Case ID: cma_11/html/0650-01.html
Source: Caselaw Access Project
Author: {"author": "PER CuRíam:", "license": "Public Domain", "url": "https://static.case.law/"}
Date Created: 2024-08-24T03:29:51.129683

UNITED STATES, Appellant and Cross-Appellee v DEE W. DOWNING, Jr., Private, U. S. Marine Corps, Appellee and Cross-Appellant
    11 USCMA 650, 29 CMR 466
    No. 13,815
    Decided July 15, 1960
    
      Major Elvin R. Coon, Jr., USMC, argued the cause for Appellant and Cross-Appellee, United States.
    
      
      Commander John P. Gibbons, USN, argued the cause for Appellee and Cross-Appellant, Accused.
   Opinion of the Court

PER CuRíam:

In a trial before a special court-martial, the accused entered a plea of guilty to an eight-day absence without authority, in violation of Article 86, Uniform Code of Military Justice, 10 USC § 886. The president of the court gave the usual instructions on the legal effect of the plea and then informed the accused that he could be sentenced to the maximum punishment for the offense to which he pleaded guilty.
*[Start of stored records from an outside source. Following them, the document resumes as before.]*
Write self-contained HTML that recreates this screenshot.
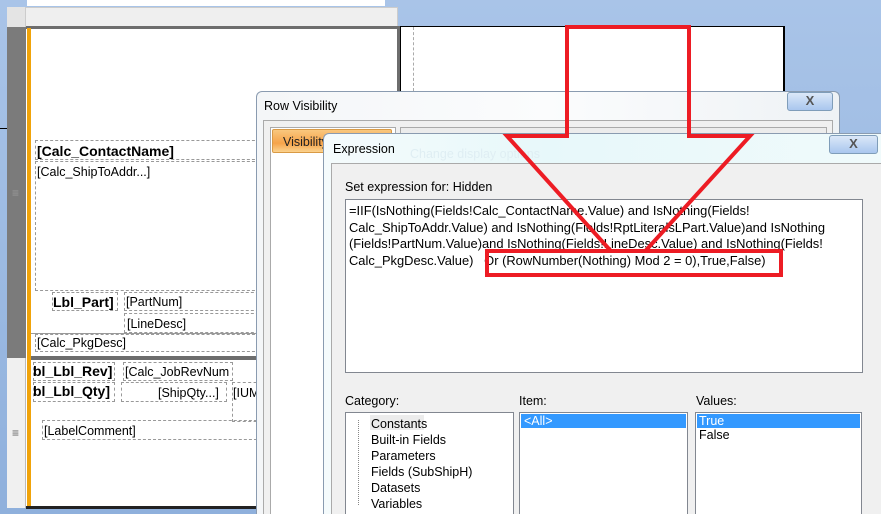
<!DOCTYPE html>
<html style="width:881px;height:514px;overflow:hidden"><head><style>
*{margin:0;padding:0;box-sizing:border-box}
body{width:881px;height:514px;overflow:hidden;position:relative;background:linear-gradient(180deg,#a9c4e8,#8fb0dc);font-family:"Liberation Sans",sans-serif;font-size:12.5px;color:#000}
.a{position:absolute}
.dot{position:absolute;border:1px dashed #999}
.b{font-weight:bold;font-size:14px}
.x{position:absolute;border:1px solid #7f9db9;border-radius:3px;background:linear-gradient(#dbe8f8,#a9c6ee);color:#555;font-weight:bold;text-align:center;font-size:13px;line-height:16px}
.lst{position:absolute;background:#fff;border:1px solid #828790}
</style></head><body>
<div class="a" style="left:27px;top:0;width:358px;height:6px;background:#fff"></div>
<div class="a" style="left:7px;top:7px;width:391px;height:20px;background:#efefef;border:1px solid #ccc"></div>
<div class="a" style="left:7px;top:7px;width:19px;height:20px;background:#e4e4e4;border-right:1px solid #ccc"></div>
<div class="a" style="left:7px;top:27px;width:19px;height:331px;background:#7b7b7b"></div>
<div class="a" style="left:7px;top:358px;width:19px;height:150px;background:#f0f0f0;border-right:1px solid #bbb"></div>
<div class="a" style="left:12px;top:186px;color:#999;font-size:12px">≡</div>
<div class="a" style="left:12px;top:426px;color:#666;font-size:12px">≡</div>
<div class="a" style="left:26px;top:27px;width:372px;height:481px;background:#fff"></div>
<div class="a" style="left:26px;top:26px;width:374px;height:3px;background:#6d6d6d"></div>
<div class="a" style="left:397px;top:26px;width:3px;height:70px;background:#6d6d6d"></div>
<div class="a" style="left:27px;top:28px;width:4px;height:478px;background:#f0a30a"></div>
<div class="a" style="left:26px;top:506px;width:230px;height:3px;background:#222"></div>
<div class="a" style="left:0;top:128px;width:7px;height:1px;background:#000"></div>
<div class="a" style="left:400px;top:26px;width:385px;height:66px;background:#fff;border:1px solid #000;border-right:2px solid #000"></div>
<div class="a" style="left:413px;top:27px;height:64px;border-left:1px dashed #aaa"></div>
<div class="dot" style="left:35px;top:140px;width:230px;height:20px"></div>
<div class="a b" style="left:37px;top:143px">[Calc_ContactName]</div>
<div class="dot" style="left:35px;top:161px;width:230px;height:130px"></div>
<div class="a" style="left:37px;top:165px">[Calc_ShipToAddr...]</div>
<div class="dot" style="left:52px;top:292px;width:66px;height:19px"></div>
<div class="a b" style="left:53px;top:294px">Lbl_Part]</div>
<div class="dot" style="left:124px;top:292px;width:140px;height:19px"></div>
<div class="a" style="left:126px;top:295px">[PartNum]</div>
<div class="dot" style="left:124px;top:313px;width:140px;height:20px"></div>
<div class="a" style="left:127px;top:317px">[LineDesc]</div>
<div class="a" style="left:31px;top:333px;width:225px;height:1px;background:#999"></div>
<div class="dot" style="left:35px;top:334px;width:225px;height:18px"></div>
<div class="a" style="left:37px;top:336px">[Calc_PkgDesc]</div>
<div class="a" style="left:31px;top:356px;width:225px;height:4px;background:#6d6d6d"></div>
<div class="dot" style="left:33px;top:362px;width:82px;height:19px"></div>
<div class="a b" style="left:33px;top:363px">bl_Lbl_Rev]</div>
<div class="dot" style="left:123px;top:362px;width:110px;height:19px"></div>
<div class="a" style="left:125px;top:365px">[Calc_JobRevNum</div>
<div class="dot" style="left:33px;top:382px;width:82px;height:20px"></div>
<div class="a b" style="left:33px;top:383px">bl_Lbl_Qty]</div>
<div class="dot" style="left:121px;top:382px;width:106px;height:20px"></div>
<div class="a" style="left:158px;top:386px">[ShipQty...]</div>
<div class="dot" style="left:232px;top:382px;width:30px;height:40px"></div>
<div class="a" style="left:233px;top:386px">[IUM</div>
<div class="dot" style="left:42px;top:420px;width:220px;height:20px"></div>
<div class="a" style="left:44px;top:424px">[LabelComment]</div>

<div class="a" style="left:256px;top:91px;width:584px;height:423px;background:linear-gradient(90deg,#f4f6f8,#fbfcfd 50%,#eef2f5);border:1px solid #8a9bb0;border-bottom:none;border-radius:6px 6px 0 0"></div>
<div class="a" style="left:264px;top:99px">Row Visibility</div>
<div class="x" style="left:787px;top:92px;width:46px;height:19px">X</div>
<div class="a" style="left:263px;top:120px;width:570px;height:394px;background:#f0f0f0;border:1px solid #aaa;border-bottom:none"></div>
<div class="a" style="left:270px;top:127px;width:126px;height:387px;background:#fff;border:1px solid #aaa;border-bottom:none"></div>
<div class="a" style="left:272px;top:129px;width:120px;height:24px;background:linear-gradient(#f9c77e,#f6a34a 60%,#fbd28e);border:1px solid #d99a45;border-radius:2px"></div>
<div class="a" style="left:283px;top:135px;color:#222">Visibility</div>
<div class="a" style="left:400px;top:127px;width:427px;height:20px;background:#ececec;border:1px solid #aaa"></div>

<div class="a" style="left:323px;top:133px;width:558px;height:381px;background:linear-gradient(90deg,#f5fbfc,#e7f8fa 40%,#f0fafb);border:1px solid #8a9bb0;border-right:none;border-bottom:none;border-radius:6px 0 0 0"></div>
<div class="a" style="left:333px;top:142px">Expression</div>
<div class="a" style="left:410px;top:147px;color:#dfeef3">Change display options</div>
<div class="x" style="left:829px;top:135px;width:49px;height:19px">X</div>
<div class="a" style="left:331px;top:163px;width:550px;height:351px;background:#f0f0f0;border:1px solid #aaa;border-right:none;border-bottom:none"></div>
<div class="a" style="left:345px;top:180px">Set expression for: Hidden</div>
<div class="a" style="left:345px;top:199px;width:518px;height:174px;background:#fff;border:1px solid #828790"></div>
<div class="a" style="left:349px;top:203px;width:512px;line-height:16.7px;font-size:12.9px;white-space:pre">=IIF(IsNothing(Fields!Calc_ContactName.Value) and IsNothing(Fields!
Calc_ShipToAddr.Value) and IsNothing(Fields!RptLiteralsLPart.Value)and IsNothing
(Fields!PartNum.Value)and IsNothing(Fields!LineDesc.Value) and IsNothing(Fields!
Calc_PkgDesc.Value)   Or (RowNumber(Nothing) Mod 2 = 0),True,False)</div>
<div class="a" style="left:345px;top:394px">Category:</div>
<div class="a" style="left:519px;top:394px">Item:</div>
<div class="a" style="left:696px;top:394px">Values:</div>
<div class="lst" style="left:345px;top:412px;width:169px;height:102px;border-bottom:none"></div>
<div class="a" style="left:370px;top:415px;width:54px;height:15px;background:#ececec"></div>
<div class="a" style="left:358px;top:420px;height:85px;border-left:1px dotted #888"></div>
<div class="a" style="left:371px;top:416px;line-height:16px">Constants<br>Built-in Fields<br>Parameters<br>Fields (SubShipH)<br>Datasets<br>Variables</div>
<div class="lst" style="left:519px;top:412px;width:169px;height:102px;border-bottom:none"></div>
<div class="a" style="left:521px;top:414px;width:165px;height:14px;background:#3399ff;color:#fff;padding-left:3px;line-height:14px">&lt;All&gt;</div>
<div class="lst" style="left:695px;top:412px;width:167px;height:102px;border-bottom:none"></div>
<div class="a" style="left:697px;top:414px;width:163px;height:14px;background:#3399ff;color:#fff;padding-left:2px;line-height:14px">True</div>
<div class="a" style="left:699px;top:428px">False</div>

<svg class="a" style="left:0;top:0" width="881" height="514">
<defs><clipPath id="c"><rect x="0" y="0" width="881" height="251"/></clipPath></defs>
<g fill="none" stroke="#ed1c24" stroke-width="4" stroke-linejoin="miter">
<path clip-path="url(#c)" d="M567,27 L567,136 L507,136 L628,270 L750,136 L689,136 L689,27 Z"/>
<rect x="487" y="251" width="294" height="24"/>
</g></svg>
</body></html>
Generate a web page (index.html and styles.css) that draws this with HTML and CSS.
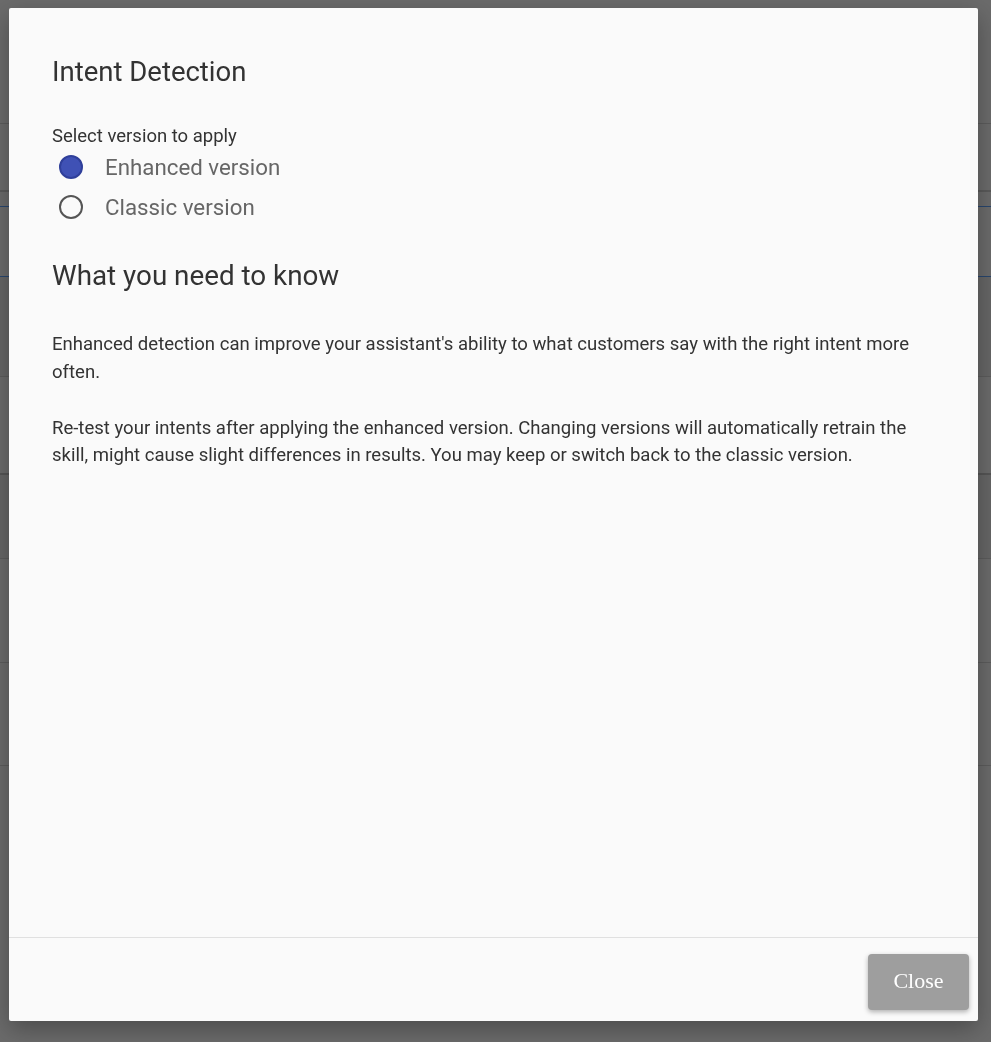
FILE: index.html
```html
<!DOCTYPE html>
<html lang="en">
<head>
<meta charset="utf-8">
<title>Intent Detection</title>
<link rel="stylesheet" href="styles.css">
</head>
<body>
<div class="page">
  <div class="row r1"></div>
  <div class="row r2"></div>
  <div class="row r3 sel"></div>
  <div class="row r4 band"></div>
  <div class="row r5"></div>
  <div class="row r6 band"></div>
  <div class="row r7"></div>
  <div class="row r8"></div>
  <div class="row r9"></div>
</div>

<div class="modal" role="dialog">
  <div class="modal-body">
    <h1 class="title">Intent Detection</h1>
    <div class="field-label">Select version to apply</div>
    <div class="radio-group">
      <label class="radio"><span class="dot checked"></span><span class="radio-text">Enhanced version</span></label>
      <label class="radio"><span class="dot"></span><span class="radio-text">Classic version</span></label>
    </div>
    <h2 class="subtitle">What you need to know</h2>
    <p class="para">Enhanced detection can improve your assistant's ability to what customers say with the right intent more often.</p>
    <p class="para">Re-test your intents after applying the enhanced version. Changing versions will automatically retrain the skill, might cause slight differences in results. You may keep or switch back to the classic version.</p>
  </div>
  <div class="modal-footer">
    <button class="btn-close">Close</button>
  </div>
</div>
</body>
</html>
```
FILE: styles.css
```css
html, body {
  margin: 0;
  padding: 0;
  height: 100%;
}
body {
  background: #6b6b6b;
  font-family: Roboto, "Liberation Sans", Arial, sans-serif;
  overflow: hidden;
}
.page {
  display: flex;
  flex-direction: column;
}
.row {
  border-bottom: 1px solid #5c5c5c;
  box-sizing: border-box;
}
.r1 { height: 124px; }
.r2 { height: 68px; border-bottom: 2px solid #5a5a5a; }
.r3 { height: 71px; border-top: 1px solid #28466e; border-bottom: 1px solid #28466e; margin-top: 14px; }
.r4 { height: 100px; }
.r5 { height: 98px; border-bottom: 2px solid #555; }
.r6 { height: 84px; }
.r7 { height: 104px; }
.r8 { height: 103px; }
.r9 { height: 300px; border-bottom: none; }
.band { background: #666; }

.modal {
  position: fixed;
  left: 9px;
  top: 8px;
  width: 969px;
  height: 1013px;
  background: #fafafa;
  border-radius: 2px;
  box-shadow: 0 8px 24px rgba(0, 0, 0, 0.3);
  display: flex;
  flex-direction: column;
}
.modal-body {
  flex: 1;
  padding: 48px 43px 0 43px;
  color: #333;
}
.title {
  margin: 0;
  font-size: 27.5px;
  font-weight: 400;
  line-height: 32px;
  color: #333;
}
.field-label {
  margin-top: 38px;
  font-size: 18.5px;
  line-height: 20px;
  color: #333;
}
.radio-group {
  display: flex;
  flex-direction: column;
  gap: 14px;
  margin-top: 8px;
}
.radio {
  display: flex;
  align-items: center;
  gap: 22px;
  padding-left: 7px;
  height: 26px;
}
.dot {
  width: 20px;
  height: 20px;
  border-radius: 50%;
  border: 2.5px solid #555;
  box-sizing: content-box;
}
.dot.checked {
  background: #3f51b5;
  border-color: #2f3f9a;
}
.radio-text {
  font-size: 22.3px;
  color: #666;
  line-height: 26px;
}
.subtitle {
  margin: 40px 0 0 0;
  font-size: 27.8px;
  font-weight: 400;
  line-height: 32px;
  color: #333;
}
.para {
  margin: 39px 0 0 0;
  font-size: 18.55px;
  line-height: 27.5px;
  color: #333;
  max-width: 880px;
}
.para + .para {
  margin-top: 28.5px;
}
.modal-footer {
  border-top: 1px solid #e0e0e0;
  height: 84px;
  box-sizing: border-box;
  display: flex;
  justify-content: flex-end;
  align-items: flex-start;
  padding: 16px 9px 0 0;
}
.btn-close {
  width: 101px;
  height: 56px;
  background: #9e9e9e;
  border: none;
  border-radius: 4px;
  color: #fff;
  font-family: "Liberation Serif", "Times New Roman", serif;
  font-size: 22px;
  box-shadow: 0 2px 5px rgba(0, 0, 0, 0.3);
  padding: 0 0 3px 0;
}
```
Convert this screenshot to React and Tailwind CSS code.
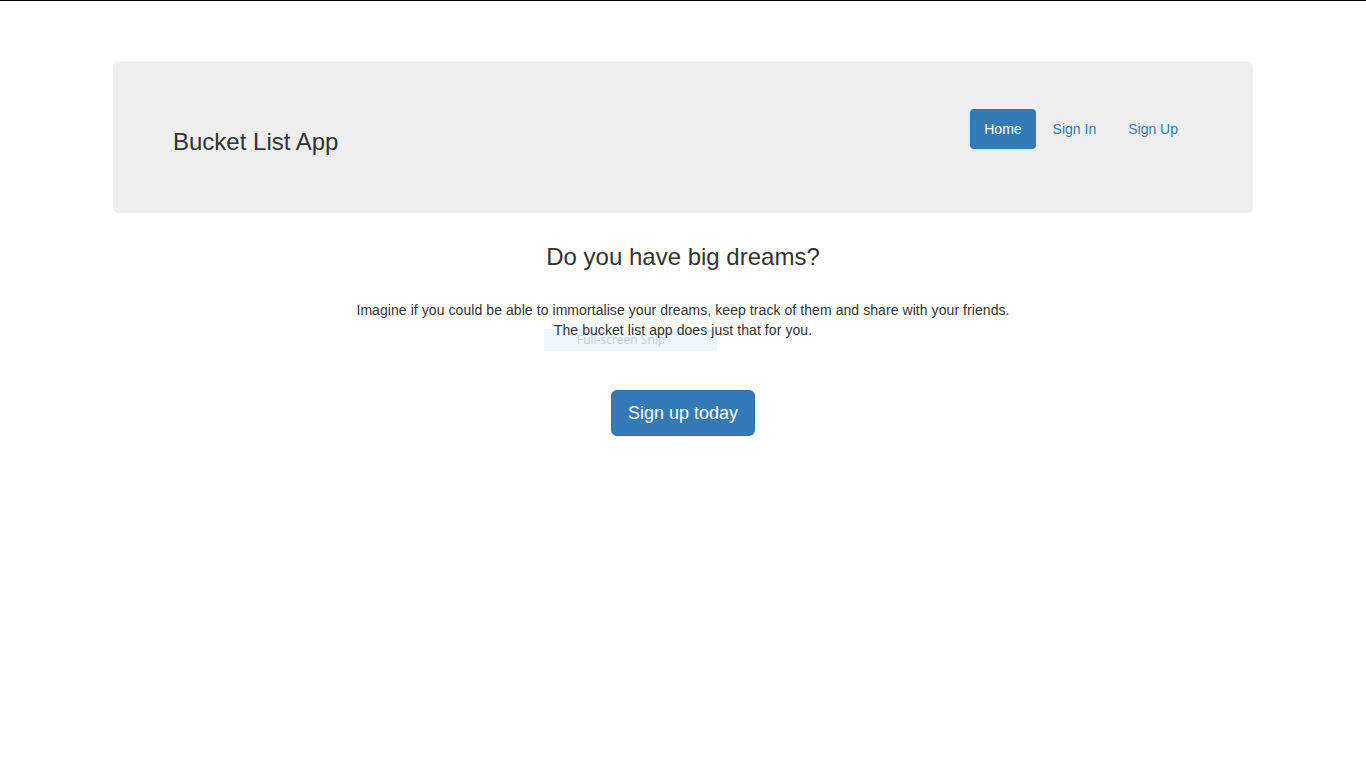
export default function App() {
  const font = { fontFamily: '"Liberation Sans", Arial, sans-serif' };
  return (
    <div className="min-h-[768px] bg-white border-t border-black text-[#333] text-[14px] leading-[20px]" style={font}>
      <div className="w-[1140px] mx-auto pt-[60px]">
        <div className="bg-[#eeeeee] rounded-[6px] h-[152px] px-[60px] pt-[48px] flex justify-between items-start">
          <h3 className="mt-[20px] text-[24px] leading-[26.4px] text-[#333]">Bucket List App</h3>
          <nav className="flex gap-[2px]">
            <a className="block px-[14px] py-[10px] rounded-[4px] bg-[#337ab7] text-white">Home</a>
            <a className="block px-[15px] py-[10px] rounded-[4px] text-[#337ab7]">Sign In</a>
            <a className="block px-[15px] py-[10px] rounded-[4px] text-[#337ab7]">Sign Up</a>
          </nav>
        </div>
        <div className="relative flex flex-col items-center text-center">
          <h1 className="mt-[31px] text-[24px] leading-[26.4px] text-[#333]">Do you have big dreams?</h1>
          <div className="absolute left-[calc(50%-139px)] top-[116px] w-[173px] h-[22px] bg-[#f0f6fd] text-[#c8ccd2] text-[12px] leading-[22px] pl-[33px] text-left" style={{ fontFamily: '"Open Sans", sans-serif' }}>
            Full-screen Snip
          </div>
          <p className="relative mt-[30px] text-[14px] leading-[20px] text-[#333] tracking-[0.07px]">
            Imagine if you could be able to immortalise your dreams, keep track of them and share with your friends.
            <br />
            The bucket list app does just that for you.
          </p>
          <a className="mt-[50px] block px-[16px] py-[10px] text-[18px] leading-[24px] bg-[#337ab7] border border-[#2e6da4] rounded-[6px] text-white">
            Sign up today
          </a>
        </div>
      </div>
    </div>
  );
}
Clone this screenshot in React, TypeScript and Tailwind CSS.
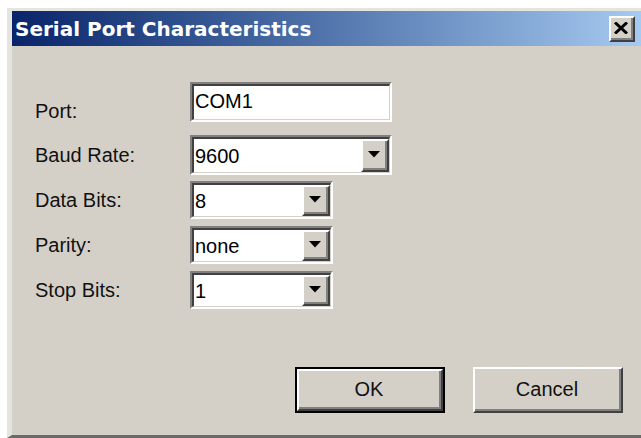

The accused acknowledged that he understood the meaning and effect of his judicial confession and persisted in acknowledging his guilt. Thereafter the court-martial returned a finding of guilty and then proceeded to hear evidence touching on the suitability of punishment. Trial counsel offered in evidence extract portions of accused’s service record and thereby established that accused had been four times previously convicted by court-martial. After the parties had completed their presentation of evidence in extenuation, mitigation and aggravation, the president of the court gave the following instruction:

“PRES: I will now instruct the court on the maximum legal punishment. The maximum punishment which may be adjudged by a Special court-martial in any case is the maximum punishment for that type of court or the maximum total punishment for the separate offenses of which the accused is convicted, whichever is the lesser punishment. In this case the lesser punishment is the maximum limit for a Special court-martial.
“PRES: The maximum punishment which a Special court-martial may impose is a Bad Conduct Discharge, confinement at hard labor for six (6) months, forfeiture of two-thirds pay per month for six (6) months, and where the accused is not a private, reduction to the rank of private.”

It is to be noted that when he announced the maximum sentence which could be imposed, the president did not inform the accused of the increased penalty permitted by Section B of the Table of Maximum Punishments, paragraph 127e, Manual for Courts-Martial, United States, 1951, and again interrogate him about withdrawing or permitting his plea to stand. Thereafter, the court sentenced the accused to a bad-conduct discharge, confinement for six months and forfeitures of $70.00 per month for a like period. The officer exercising general court-martial jurisdiction reduced the confinement and forfeitures to a four-months period, but otherwise affirmed. On appeal to the board of review, the accused benefited further, for that tribunal held that the president of the court erred in not offering the accused an opportunity to withdraw his plea when the imposable penalty was increased because of the previous convictions. In order to cure the error found, the board further reduced accused’s sentence by eliminating the punitive discharge. Thereafter The Judge Advocate General of the Navy certified the record to this Court to determine the correctness of the board of review’s decision.

In the recent ease of United States v Zemartis, 10 USCMA 353, 27 CMR 427, a majority of the Court held that a president of a special court-martial erred when he failed to inform the accused that evidence of two or more previous offenses would subject him to a bad-conduct discharge and that, because of the increase in punishment, he was at liberty to withdraw his plea of guilty. While the Government seeks to differentiate the instant case from Zemartis, we believe they are sufficiently analogous to be governed by the same principle. Therefore, on the authority of that case, the certified question is answered favorably to the board of review’s ruling.

The accused also cross-petitioned this. Court for review, which we granted to determine whether the president’s instructions on maximum sentence, quoted hereinbefore, were erroneous. In United States v Green, 11 USCMA 478, 29 CMR 294, this Court held it was error to instruct on the limits of punishment for the particular offense as prescribed by the Table of Maximum Punishments when those limits exceed the jurisdiction of a special court-martial. Appellate defense counsel cite that ease in support of their position, and for the purpose of this case we are willing to assume they are correct. However, in light of the action taken by the board of review in purging the error involved in the certified issue, it is evident that the board has already reassessed the sentence for appropriateness utilizing a standard of permissible punishment below that which a special court-martial may impose. Accordingly, the assigned error must be resolved adversely to accused.

For the foregoing reasons, the decision of the board of review is affirmed.